C’était il y a trois mois quasiment jour pour jour, Michel Barnier prenait les rênes de Matignon à la suite de la dissolution voulue par Emmanuel Macron. “Michel Barnier, un ancien ministre de l’Environnement à Matignon”, titrait alors Novethic, rappelant en effet que l’homme politique avait non seulement été chargé de mission au cabinet du ministre de l’environnement de Robert Poujade en 1973 mais aussi ministre de l’Environnement de 1993 à 1995 sous le gouvernement Edouard Balladur, en pleine cohabitation avec François Mitterrand. Michel Barnier avait laissé un “bilan positif” de ce mandat. Même Greenpeace reconnaissait un “intérêt sincère” du Premier Ministre pour “les problématiques environnementales et un bilan concret sur ces sujets”. De quoi imaginer que les enjeux de transition écologique et sociale rayonnent sur l’ensemble du gouvernement.
Mais c’était il y a longtemps. Entre 1995 et 2024, près de 30 ans se sont écoulés et Michel Barnier semble avoir oublié ce qui l’animait alors. Pris dans l’urgence du compromis, dans l’impérieuse nécessité d’une stabilité, dans une crise politique quasi inédite en France, l’écologie est passée à la trappe. Les reculs sont nombreux. Le plus récent : le plan “Ambition Industrie” pour réindustrialiser la France prévoyait par exemple de supprimer l’intervention de la Commission Nationale du Débat Public (CNDP) pour certains projets industriels. Cette commission, pourtant été créée par Michel Barnier lui-même en 1995, vise à informer et consulter le public pour une meilleure prise en compte des enjeux sociaux et environnementaux. Autre mesure : l’exemption pour les projets industriels des objectifs Zéro Artificialisation Nette (ZAN).

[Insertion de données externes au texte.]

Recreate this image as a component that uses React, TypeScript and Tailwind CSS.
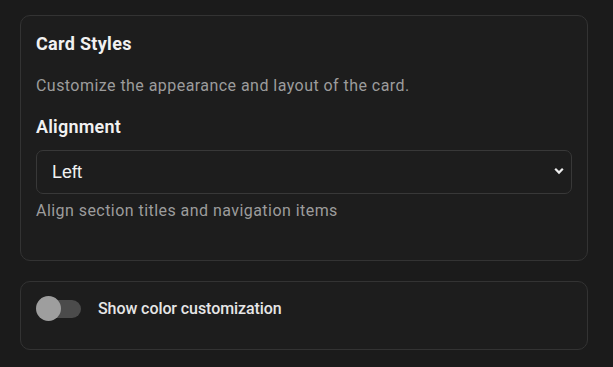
import React, { useState } from 'react';

const App = () => {
  const [align, setAlign] = useState('left');
  const [showColors, setShowColors] = useState(false);

  return (
    <div className="min-h-screen bg-[#1b1b1b] px-5 pt-[15px] font-['Roboto',sans-serif]">
      <div className="flex w-[568px] flex-col gap-[20px]">
        {/* Card styles */}
        <section className="rounded-[10px] border border-[#333333] bg-[#1d1d1d] px-[15px] pt-[16px] pb-[37px]">
          <h2 className="text-[18px] font-bold leading-6 tracking-[0.3px] text-[#f1f1f1]">Card Styles</h2>
          <p className="mt-[18px] text-[16px] leading-6 tracking-[0.45px] text-[#9c9c9c]">
            Customize the appearance and layout of the card.
          </p>
          <h3 className="mt-[17px] text-[18px] font-semibold leading-6 tracking-[0.2px] text-[#f1f1f1]">Alignment</h3>
          <div className="relative mt-[11px]">
            <select
              value={align}
              onChange={(e) => setAlign(e.target.value)}
              className="h-[44px] w-full appearance-none rounded-[7px] border border-[#383838] bg-[#1d1d1d] pl-[15px] font-['Liberation_Sans',sans-serif] text-[18px] text-[#f1f1f1] outline-none"
            >
              <option value="left">Left</option>
              <option value="center">Center</option>
              <option value="right">Right</option>
            </select>
            <svg
              className="pointer-events-none absolute right-[8px] top-[17px]"
              width="10"
              height="8"
              viewBox="0 0 10 8"
              fill="none"
            >
              <path d="M1.2 1.8 5 5.6l3.8-3.8" stroke="#ededed" strokeWidth="2.2" />
            </svg>
          </div>
          <p className="mt-[5px] text-[16px] leading-6 tracking-[0.45px] text-[#9c9c9c]">
            Align section titles and navigation items
          </p>
        </section>

        {/* Color toggle */}
        <section className="h-[69px] rounded-[10px] border border-[#333333] bg-[#1d1d1d] px-[15px] pt-[14px]">
          <label className="flex cursor-pointer items-center gap-[17px]">
            <button
              type="button"
              onClick={() => setShowColors(!showColors)}
              className="relative flex h-[25px] w-[45px] items-center"
            >
              <span className="ml-[2px] h-[18px] w-[43px] rounded-full bg-[#4b4b4b]" />
              <span
                className={
                  showColors
                    ? 'absolute left-[20px] top-0 h-[25px] w-[25px] rounded-full bg-[#e0e0e0]'
                    : 'absolute left-0 top-0 h-[25px] w-[25px] rounded-full bg-[#9e9e9e]'
                }
              />
            </button>
            <span className="text-[16px] font-medium tracking-[-0.08px] text-[#e6e6e6]">Show color customization</span>
          </label>
        </section>
      </div>
    </div>
  );
};

export default App;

Un “nouveau cap” dans le “détricotage du droit de l’environnement et de la démocratie environnementale”, dénonçait alors Jérémie Suissa, délégué général de Notre Affaire à Tous.
L’écologie dans le mur
Et puis il y a eu ces petites phrases qui ont eu l’effet d’une bombe. L’idée d’un “moratoire” sur les réglementations “très lourdes”, comme “la directive CSRD dont il convient de réexaminer la portée”, déclarait Michel Barnier dans une interview au Journal du Dimanche. Cette directive, une des pierres angulaires du Green Deal européen, oblige les grandes entreprises à publier un reporting détaillé de leurs impacts environnementaux, sociaux et de gouvernance.

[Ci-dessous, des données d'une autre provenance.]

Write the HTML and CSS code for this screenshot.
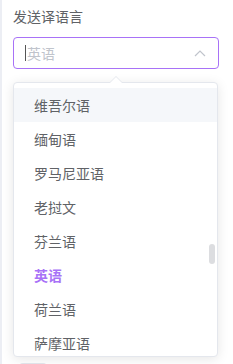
FILE: index.html
```html
<!DOCTYPE html>
<html>
<head>
    <meta charset="UTF-8">
    <title>发送译语言</title>
    <link rel="stylesheet" href="styles.css">
</head>
<body>
    <div class="panel">
        <label class="field-label">发送译语言</label>
        <div class="select-box">
            <span class="caret"></span>
            <span class="placeholder">英语</span>
            <svg class="chevron" width="12" height="8" viewBox="0 0 12 8">
                <path d="M1 7 L6 2 L11 7" fill="none" stroke="#c0c4cc" stroke-width="1.2"/>
            </svg>
        </div>
        <div class="dropdown">
            <span class="dropdown-arrow"></span>
            <ul class="options">
                <li class="option hover">维吾尔语</li>
                <li class="option">缅甸语</li>
                <li class="option">罗马尼亚语</li>
                <li class="option">老挝文</li>
                <li class="option">芬兰语</li>
                <li class="option selected">英语</li>
                <li class="option">荷兰语</li>
                <li class="option">萨摩亚语</li>
            </ul>
            <div class="thumb"></div>
        </div>
        <div class="under-btn"></div>
    </div>
</body>
</html>
```

FILE: styles.css
```css
body {
    margin: 0;
    background-color: #ffffff;
    font-family: "Noto Sans CJK SC", "Noto Sans", sans-serif;
}
.panel {
    min-height: 364px;
    box-sizing: border-box;
    border-left: 2px solid #eceef4;
    padding: 6px 15px 0 11px;
}
.field-label {
    display: block;
    font-size: 14px;
    line-height: 20px;
    color: #606266;
    margin-bottom: 11px;
}
.select-box {
    position: relative;
    display: flex;
    align-items: center;
    width: 206px;
    height: 32px;
    box-sizing: border-box;
    border: 1px solid #a872f7;
    border-radius: 4px;
    padding: 0 12px 0 11px;
}
.caret {
    width: 1px;
    height: 16px;
    background-color: #555;
    margin-right: 1px;
}
.placeholder {
    flex: 1;
    font-size: 14px;
    color: #c0c4cc;
}
.chevron {
    display: block;
}
.dropdown {
    position: relative;
    width: 205px;
    height: 275px;
    box-sizing: border-box;
    margin-top: 13px;
    border: 1px solid #e4e7ed;
    border-radius: 4px;
    background-color: #ffffff;
    box-shadow: 0 2px 12px rgba(0, 0, 0, 0.1);
}
.dropdown-arrow {
    position: absolute;
    top: -7px;
    left: 96px;
    width: 0;
    height: 0;
    border-left: 6px solid transparent;
    border-right: 6px solid transparent;
    border-bottom: 6px solid #e4e7ed;
}
.dropdown-arrow::after {
    content: "";
    position: absolute;
    top: 1px;
    left: -6px;
    border-left: 6px solid transparent;
    border-right: 6px solid transparent;
    border-bottom: 6px solid #ffffff;
}
.options {
    list-style: none;
    margin: 0;
    padding: 5px 0;
    height: 100%;
    box-sizing: border-box;
    overflow: hidden;
}
.option {
    height: 34px;
    line-height: 34px;
    padding: 0 20px;
    font-size: 14px;
    color: #606266;
}
.option.hover {
    background-color: #f5f7fa;
}
.option.selected {
    color: #a872f7;
    font-weight: bold;
}
.thumb {
    position: absolute;
    right: 2px;
    top: 161px;
    width: 6px;
    height: 20px;
    border-radius: 3px;
    background-color: #dcdde0;
}
.under-btn {
    width: 28px;
    height: 6px;
    margin: 6px 0 0 6px;
    border-top: 1px solid #e4e7ed;
    border-radius: 4px 4px 0 0;
}
```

Et enfin, le projet de loi de Finances pour 2025, celui-là pour lequel le gouvernement a proposé des coups de rabot sur des dispositifs clés de la transition écologique. Ma Prime Rénov’ amputée, le fond vert pour les collectivités taillé dans le vif, les primes à l’achat des véhicules électriques grevées… Au total, la baisse de crédits atteignait 1,9 milliard d’euros. Mais derrière ce “bilan” d’un très éphémère Premier ministre, que reste-t-il ? Quel sera l’après ?
Et la crise environnementale continue
Les Français attendent toujours des politiques climatiques ambitieuses si celles-ci vont de pair avec une fiscalité plus juste et efficace. C’est en tout cas ce qu’il ressort d’une étude publiée le mois dernier par l’Agence de la transition écologique, l’Ademe. Tout est un jeu d’équilibre et de justice sociale. Ils sont ainsi 82% à être favorables à la mobilisation de ressources comparables à celles employées pour limiter les conséquences de la pandémie de Covid-19. Cela passe, notamment, par l’augmentation des impôts sur les plus riches et les entreprises.
Alors que les conséquences du changement climatique se déchaînent partout dans le monde, y compris en France, le ou la prochaine Première ministre, si la Ve République survit, portera-t-elle ces changements si attendus ? La France arrivera-t-elle à sortir par le haut de cette crise qui perdure ? C’est toute la question.